** Start Excerpted data **

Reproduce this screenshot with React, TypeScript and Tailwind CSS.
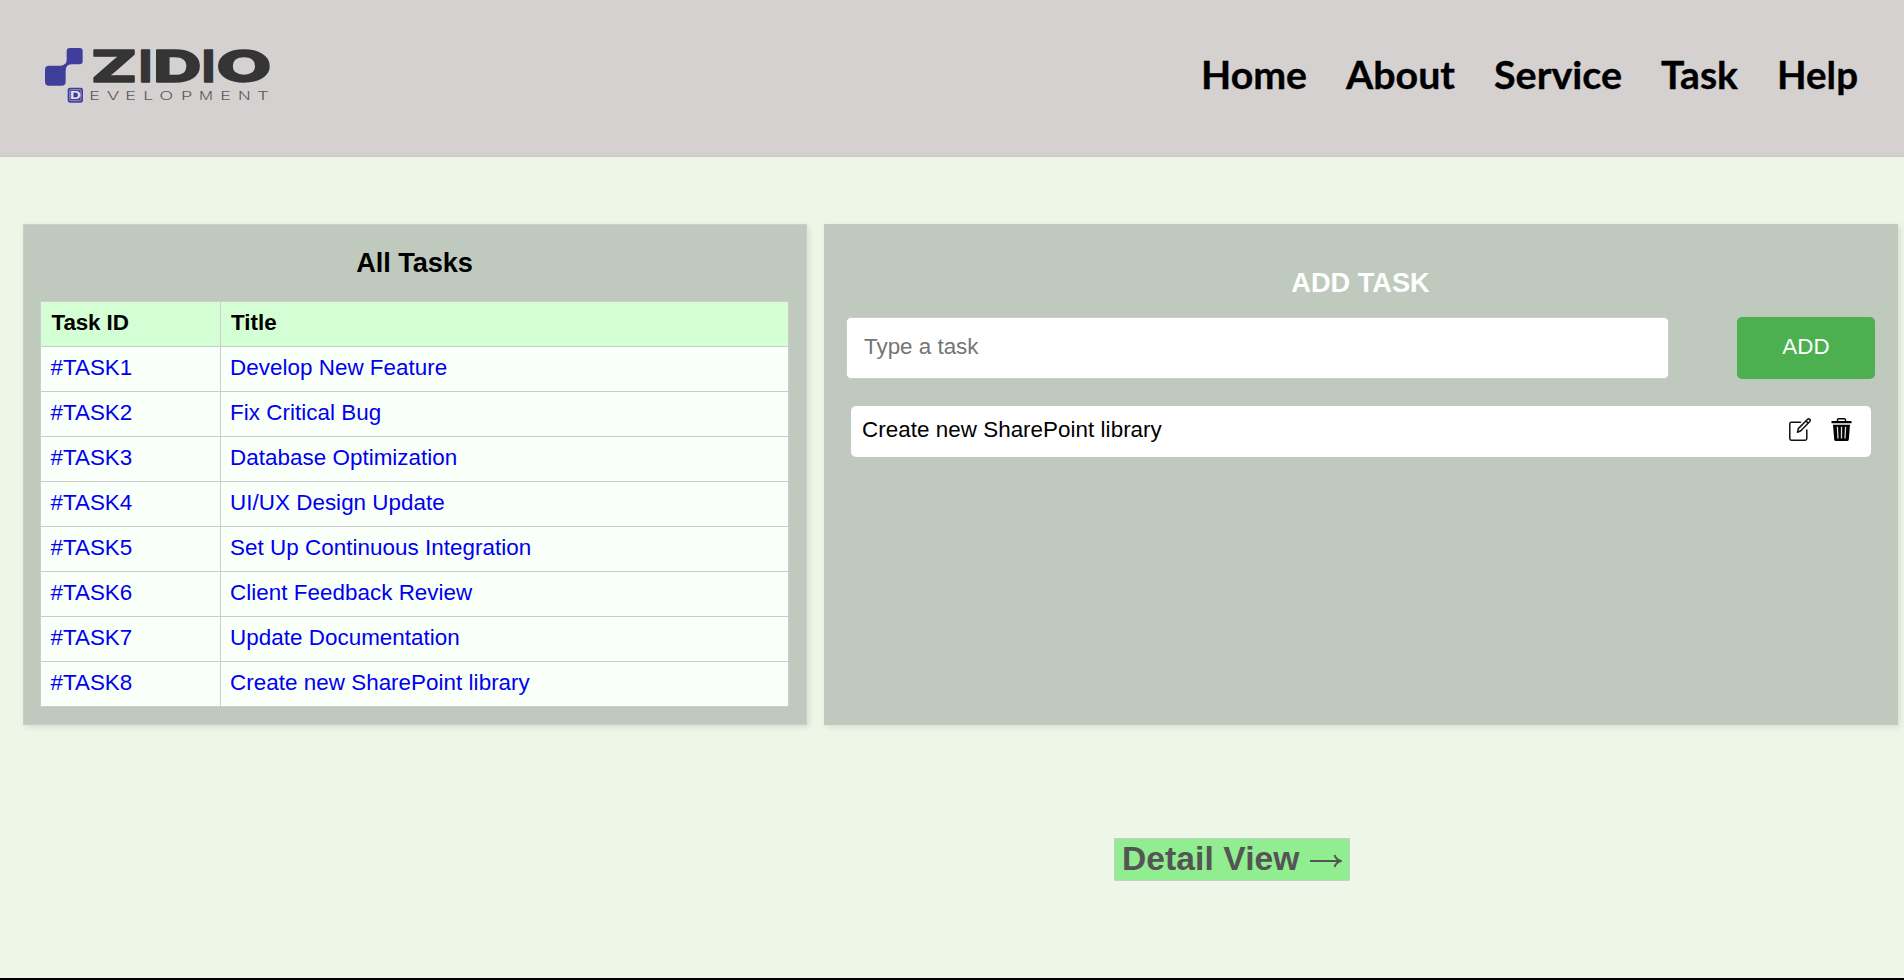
import React from "react";

const tasks = [
  "Develop New Feature",
  "Fix Critical Bug",
  "Database Optimization",
  "UI/UX Design Update",
  "Set Up Continuous Integration",
  "Client Feedback Review",
  "Update Documentation",
  "Create new SharePoint library",
];

const links = [
  { name: "Home", width: 106 },
  { name: "About", width: 109 },
  { name: "Service", width: 128 },
  { name: "Task", width: 77 },
  { name: "Help", width: 81 },
];

const wordmark = [
  { char: "Z", x: 182, width: 140 },
  { char: "I", x: 327, width: 39 },
  { char: "D", x: 370, width: 145 },
  { char: "I", x: 516, width: 39 },
  { char: "O", x: 559, width: 166 },
];

function Logo() {
  return (
    <svg className="h-[90px] w-[260px]" viewBox="0 0 780 270" aria-label="Zidio Development">
      <g fill="#3f3f9b">
        <rect x="110" y="54" width="48" height="49" rx="9" />
        <rect x="45" y="107" width="62" height="60" rx="12" />
        <path d="M92 108 Q110 104 111 90 L126 102 Q108 103 106 122Z" />
        <rect x="113" y="173" width="46" height="45" rx="7" />
      </g>
      <rect x="119" y="179" width="34" height="33" rx="3" fill="none" stroke="#b9b6cf" strokeWidth="2" />
      <text x="120" y="208" fontFamily="Inter, sans-serif" fontWeight="700" fontSize="33" fill="#e4e0e8" textLength="33" lengthAdjust="spacingAndGlyphs">D</text>
      <g fontFamily="Inter, sans-serif" fontWeight="800" fontSize="132" fill="#353535" stroke="#353535" strokeWidth="4" strokeLinejoin="round">
        {wordmark.map((l) => (
          <text key={l.x} x={l.x} y="155" textLength={l.width} lengthAdjust="spacingAndGlyphs">{l.char}</text>
        ))}
      </g>
      <g fontFamily="Inter, sans-serif" fontWeight="300" fontSize="36" fill="#5c5a5a">
        {"EVELOPMENT".split("").map((c, i) => (
          <text key={i} x={[178, 230, 286, 340, 388, 453, 507, 571, 624, 681][i]} y="209" textLength={[32, 38, 32, 30, 42, 34, 42, 32, 38, 36][i]} lengthAdjust="spacingAndGlyphs">{c}</text>
        ))}
      </g>
    </svg>
  );
}

export default function App() {
  return (
    <div className="flex h-[980px] flex-col overflow-hidden border-b-2 border-black bg-[#eef6e7] font-['Liberation_Sans',Arial,sans-serif] text-[22.4px] leading-[28px] text-black">
      <header className="flex h-[157px] shrink-0 items-start justify-between border-b-2 border-[#cccacb] bg-[#d5d1d0] pt-[30px] pr-[46px] pl-[30px]">
        <Logo />
        <nav className="flex gap-[39px] pt-[20px] font-['Lato',sans-serif] text-[38px] leading-[50px] font-bold">
          {links.map((l) => (
            <svg key={l.name} width={l.width} height="50" className="overflow-visible" stroke="#000" strokeWidth="0.35">
              <text x="0" y="39.3" textLength={l.width} lengthAdjust="spacingAndGlyphs">{l.name}</text>
            </svg>
          ))}
        </nav>
      </header>

      <main className="mt-[67px] flex h-[501px] shrink-0 gap-[17px] pr-[6px] pl-[23px]">
        <section className="w-[784px] border border-[#cccccc] bg-[#c0c9be] pr-[17px] pl-[16px] shadow-[2px_2px_6px_rgba(0,0,0,0.1)]">
          <h2 className="h-[76px] pt-[22px] text-center text-[27.2px] leading-[31px] font-bold tracking-[-0.1px]">All Tasks</h2>
          <table className="w-full border-collapse">
            <thead>
              <tr className="h-[45px] bg-[#d4ffd4] text-left">
                <th className="w-[180px] border border-[#cccccc] px-[10.5px] pt-0 pb-[2px] tracking-[-0.1px]">Task ID</th>
                <th className="border border-[#cccccc] px-[10px] pt-0 pb-[2px]">Title</th>
              </tr>
            </thead>
            <tbody>
              {tasks.map((title, i) => (
                <tr key={title} className="h-[45px] bg-[#f9fff9] text-[#0000ee]">
                  <td className="border border-[#cccccc] px-[9.5px] pt-0 pb-[2px]">#TASK{i + 1}</td>
                  <td className="border border-[#cccccc] px-[9px] pt-0 pb-[2px] tracking-[0.04px]">{title}</td>
                </tr>
              ))}
            </tbody>
          </table>
        </section>

        <section className="w-[1074px] bg-[#c0c9be] pr-[23px] pl-[22px] shadow-[2px_2px_6px_rgba(0,0,0,0.1)]">
          <h2 className="h-[93px] pt-[43px] text-center text-[27.2px] leading-[32px] font-bold text-white">ADD TASK</h2>
          <div className="flex justify-between">
            <input
              className="h-[62px] w-[823px] rounded-[5px] border border-[#cccccc] bg-white px-[17px] pb-[2px] placeholder:text-[#757575] placeholder:opacity-100"
              placeholder="Type a task"
            />
            <button className="h-[62px] w-[138px] rounded-[5px] bg-[#4caf50] pb-[2px] text-white">ADD</button>
          </div>
          <div className="mt-[27px] mr-[4px] ml-[5px] flex h-[51px] items-center rounded-[5px] bg-white pr-[19px] pb-[3px] pl-[11px]">
            <span className="grow tracking-[0.04px]">Create new SharePoint library</span>
            <svg className="mr-[20px] mb-[1px] h-[23px] w-[22px]" viewBox="0 0 22 23" fill="none" stroke="#111" strokeWidth="1.5" strokeLinejoin="round" strokeLinecap="round">
              <path d="M11.5 4.2H2.4Q.8 4.2.8 5.8V20.6Q.8 22.2 2.4 22.2H16.2Q17.8 22.2 17.8 20.6V12" />
              <path d="M8.5 14.2 9.3 10.6 18.6 1.3Q19.6.4 20.7 1.3T20.8 3.4L11.8 12.7Z M17 3 19.2 5.1" />
            </svg>
            <svg className="mb-[1px] h-[23px] w-[21px]" viewBox="0 0 21 23">
              <path d="M6.5 3V1.8Q6.5.8 7.5.8H13.5Q14.5.8 14.5 1.8V3" fill="none" stroke="#000" strokeWidth="1.4" />
              <path d="M.5 3H20.5V5.3H.5Z M2 6.8H19L17.8 21.5Q17.6 23 16 23H5Q3.4 23 3.2 21.5Z" />
              <path d="M6.4 8.8 7 20.5M10.5 8.8V20.5M14.6 8.8 14 20.5" stroke="#ddd" strokeWidth="1.3" />
            </svg>
          </div>
        </section>
      </main>

      <div className="mt-[113px] ml-[1114px] flex h-[43px] w-[236px] shrink-0 items-center border border-[#cccccc] bg-[#90ee90] pb-[2px] pl-[7px] text-[33.6px] leading-[40px] font-bold text-[#555555]">
        <span className="w-[188px] whitespace-pre tracking-[0.08px]">Detail View </span>
        <svg className="mt-[5px] h-[14px] w-[32px]" viewBox="0 0 32 14" fill="none" stroke="#555555" strokeWidth="1.9" strokeLinejoin="round">
          <path d="M0 7H30M24.5 1Q26 5.5 31 7Q26 8.5 24.5 13" />
        </svg>
      </div>
    </div>
  );
}
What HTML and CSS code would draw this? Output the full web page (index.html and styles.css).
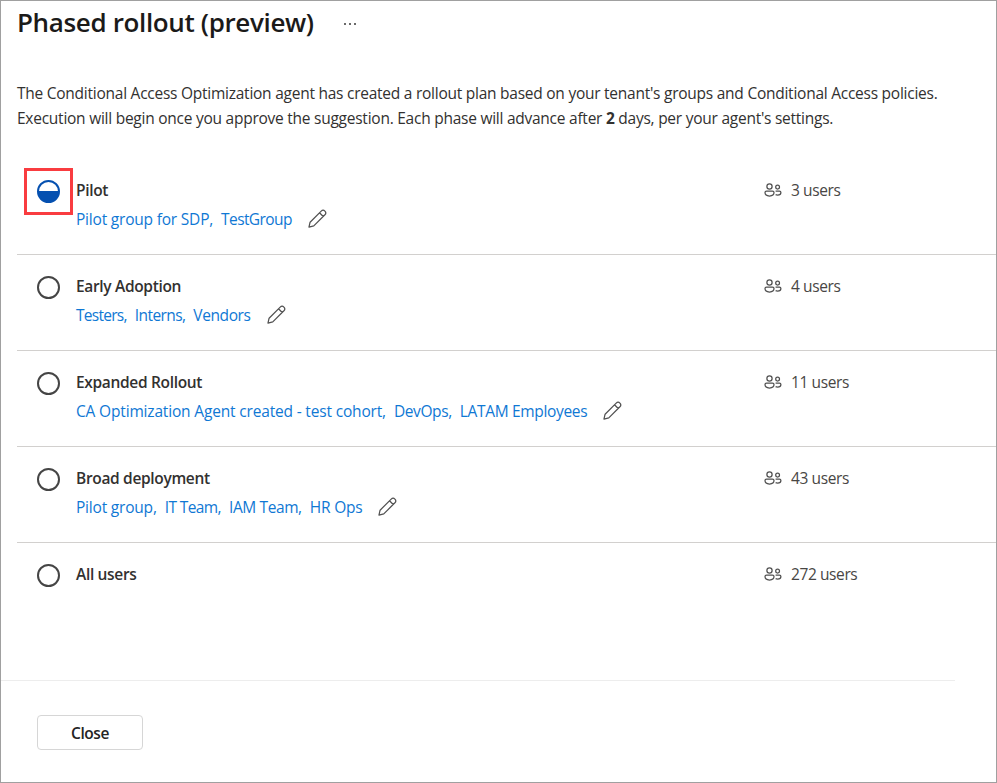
FILE: index.html
```html
<!DOCTYPE html>
<html lang="en">
<head>
<meta charset="utf-8">
<title>Phased rollout (preview)</title>
<link rel="stylesheet" href="styles.css">
</head>
<body>
<svg class="defs" aria-hidden="true">
  <symbol id="pencil" viewBox="0 0 20 20">
    <path d="M1 19 L2.2 13.9 L13.9 2.2 Q15.9 .3 17.8 2.2 Q19.7 4.1 17.8 6.1 L6.1 17.8 Z M12.1 4 L16 7.9"/>
  </symbol>
  <symbol id="people" viewBox="0 0 18 14">
    <circle cx="5.5" cy="3.4" r="2.6"/>
    <circle cx="13.6" cy="4.1" r="1.9"/>
    <path d="M2.5 8.1 H8.5 Q10 8.1 10 9.6 Q10 13 5.5 13 Q1 13 1 9.6 Q1 8.1 2.5 8.1 Z M11.6 8.1 H15.4 Q16.9 8.1 16.9 9.4 Q16.9 12 13.6 12 Q12.4 12 11.6 11.6"/>
  </symbol>
</svg>
<div class="panel">
  <header class="header">
    <h1>Phased rollout (preview)</h1>
    <span class="more"><i></i><i></i><i></i></span>
  </header>
  <p class="intro"><span class="line">The Conditional Access Optimization agent has created a rollout plan based on your tenant's groups and Conditional Access policies.</span><span class="line">Execution will begin once you approve the suggestion. Each phase will advance after <b>2</b> days, per your agent's settings.</span></p>
  <ul class="phases">
    <li class="phase">
      <span class="status active"></span>
      <div class="info"><h2>Pilot</h2>
        <div class="groups"><a class="loose">Pilot group for SDP,</a><a class="tight">TestGroup</a><svg class="edit"><use href="#pencil"/></svg></div></div>
      <div class="count"><svg class="people"><use href="#people"/></svg><span>3 users</span></div>
    </li>
    <li class="phase">
      <span class="status"></span>
      <div class="info"><h2>Early Adoption</h2>
        <div class="groups"><a class="tighter">Testers,</a><a class="tight">Interns,</a><a>Vendors</a><svg class="edit"><use href="#pencil"/></svg></div></div>
      <div class="count"><svg class="people"><use href="#people"/></svg><span>4 users</span></div>
    </li>
    <li class="phase">
      <span class="status"></span>
      <div class="info"><h2>Expanded Rollout</h2>
        <div class="groups"><a class="looser">CA Optimization Agent created - test cohort,</a><a>DevOps,</a><a class="wide">LATAM Employees</a><svg class="edit"><use href="#pencil"/></svg></div></div>
      <div class="count"><svg class="people"><use href="#people"/></svg><span>11 users</span></div>
    </li>
    <li class="phase">
      <span class="status"></span>
      <div class="info"><h2>Broad deployment</h2>
        <div class="groups"><a class="loose">Pilot group,</a><a class="tight">IT Team,</a><a>IAM Team,</a><a class="loose">HR Ops</a><svg class="edit"><use href="#pencil"/></svg></div></div>
      <div class="count"><svg class="people"><use href="#people"/></svg><span>43 users</span></div>
    </li>
    <li class="phase">
      <span class="status"></span>
      <div class="info"><h2>All users</h2></div>
      <div class="count"><svg class="people"><use href="#people"/></svg><span>272 users</span></div>
    </li>
  </ul>
  <footer class="footer"><button class="close">Close</button></footer>
</div>
</body>
</html>
```
FILE: styles.css
```css
*, *::after { box-sizing: border-box; }
body {
  margin: 0;
  background: #fff;
  color: #323130;
  font: 15.5px/25px "Open Sans", "Noto Sans", sans-serif;
  letter-spacing: -0.4px;
}
.defs { position: absolute; width: 0; height: 0; }
.panel {
  display: flex;
  flex-direction: column;
  width: 997px;
  height: 783px;
  border: 1px solid #a0a0a0;
  overflow: hidden;
}
.header { display: flex; align-items: center; height: 44px; padding-left: 16px; }
h1 {
  width: 327px;
  margin: 0;
  color: #1b1a19;
  font-size: 26px;
  font-weight: 600;
  line-height: 42px;
  padding-bottom: 2px;
  letter-spacing: -0.36px;
  white-space: nowrap;
}
.more { display: flex; gap: 3px; padding-top: 2px; }
.more i { width: 2px; height: 2px; background: #6a6a6a; }
.intro { margin: 36px 0 0 16px; letter-spacing: -0.25px; }
.line { display: block; height: 25px; white-space: nowrap; }
.phases { margin: 23px 0 0; padding: 0 0 0 16px; list-style: none; }
.phase {
  display: flex;
  height: 96px;
  padding-top: 19px;
  border-bottom: 1px solid #d2d0ce;
}
.phase:first-child { height: 101px; padding-top: 24px; }
.phase:last-child { border-bottom: 0; }
.status {
  position: relative;
  flex: none;
  width: 23px;
  height: 23px;
  margin: 2px 16px 0 20px;
  border: 2px solid #454545;
  border-radius: 50%;
}
.status.active {
  border-color: #0550b0;
  background: linear-gradient(#fff 50%, #0550b0 50%);
}
.status.active::after {
  content: "";
  position: absolute;
  left: -15px;
  top: -14px;
  width: 49px;
  height: 47px;
  border: 3px solid #f93c40;
}
.info { width: 688px; }
h2 {
  height: 29px;
  margin: 0;
  font-size: 15.5px;
  font-weight: 600;
  line-height: 25px;
  letter-spacing: -0.33px;
}
.groups { display: flex; white-space: nowrap; }
.groups a { margin-right: 8px; color: #0f78d4; }
.groups .loose { letter-spacing: -0.2px; }
.groups .looser { letter-spacing: -0.17px; }
.groups .wide { letter-spacing: -0.33px; }
.groups .tight { letter-spacing: -0.6px; }
.groups .tighter { letter-spacing: -0.72px; }
.edit { width: 19px; height: 19px; margin: 2px 0 0 8px; fill: none; stroke: #505050; stroke-width: 1.3; stroke-linejoin: round; }
.count { display: flex; color: #484644; white-space: nowrap; }
.people { width: 18px; height: 14px; margin: 5px 9px 0 0; fill: none; stroke: #505050; stroke-width: 1.25; }
.footer {
  width: 954px;
  height: 102px;
  margin-top: auto;
  padding: 34px 0 0 36px;
  border-top: 1px solid #ededed;
}
.close {
  width: 106px;
  height: 35px;
  padding: 1px 0 0;
  border: 1px solid #d6d6d6;
  border-radius: 4px;
  background: #fff;
  color: #242424;
  font: 600 15.5px/32px "Open Sans", "Noto Sans", sans-serif;
  letter-spacing: -0.4px;
}
```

** End Excerpted data **

Lines from the records above that hold "index" are the ones to list.

• Written answer:
What HTML and CSS code would draw this? Output the full web page (index.html and styles.css).
FILE: index.html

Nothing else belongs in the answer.